Maybe I’m just a big Scrooge myself. Maybe I need a good talking-to from a ghost or an angel or something, about the importance of family. But I don’t think so. Take the Christopher Lloyd character, the mysterious man who appears out of nowhere, knowing a surprising amount about Rob and his life and predicting certain doom if Rob doesn’t change his ways. The character only exists to pass judgment on Rob, occasionally appearing to chastise him like some kind of spiritual schoolmarm. Who is he? How does he know so much? Is he an angel? A psychic? A time-traveling scientist with detailed files from the future? The real answer is far less interesting, not to mention less plausible.

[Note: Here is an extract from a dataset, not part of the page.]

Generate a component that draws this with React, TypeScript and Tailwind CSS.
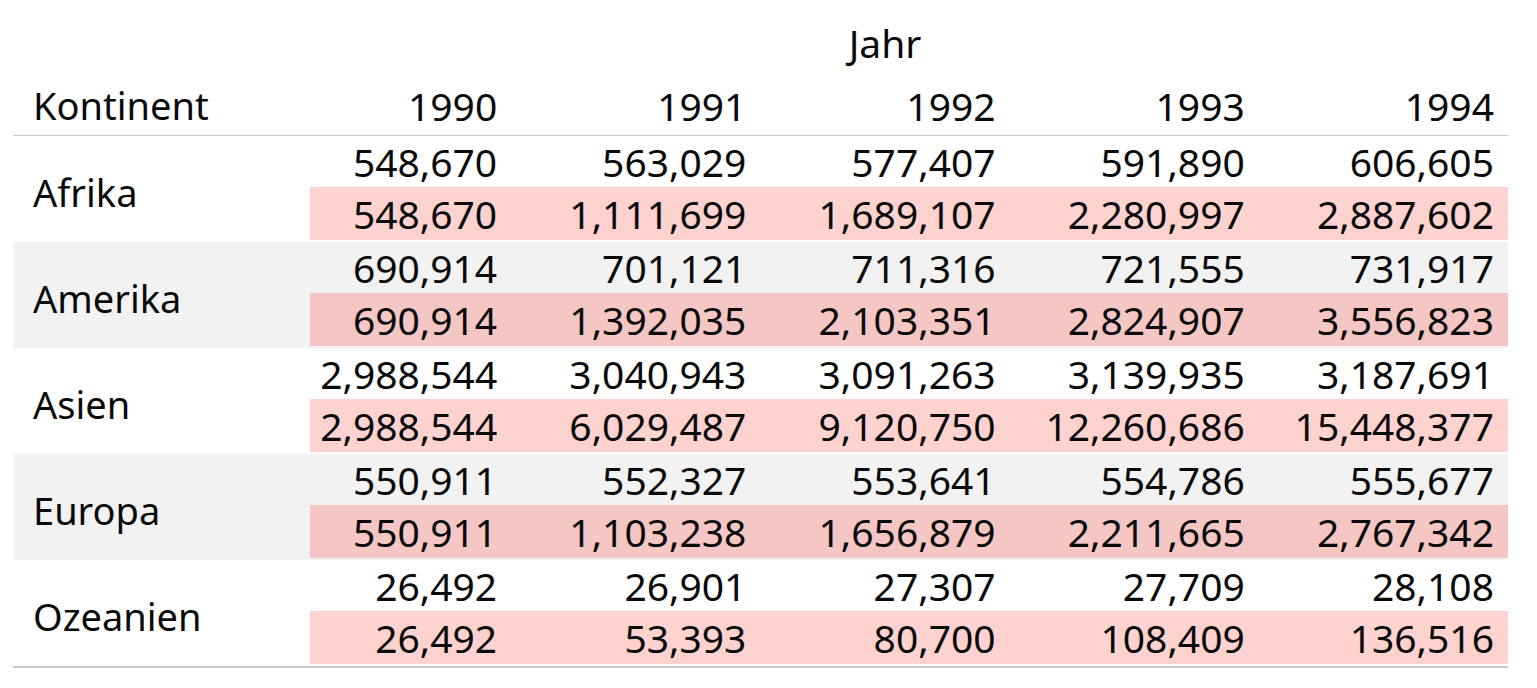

Lloyd’s character is supposed to serve as the moral conscience of the film, but when his prediction of Rob’s imminent doom turns out to be totally fraudulent (hardly a spoiler, since no Christmas movie would dare end with the central character’s grisly death), it adds a level of duplicity to Christopher Lloyd’s character that the movie glosses right over. This is your moral center? This character who, as it turns out, has been lying the entire time? It’s too bad, because Lloyd gives a really nice performance as the mysterious stranger, taking a character that could’ve easily come off as a manipulative, self-righteous buzzkill and making him relatively likeable in spite of everything. I’m sure some of his likability is due to residual Doc Brown appeal, since he basically appears out of nowhere to warn Rob Lowe about the terrible fate that’s in store for him. Call him the Ghost of Christmas Back to the Future.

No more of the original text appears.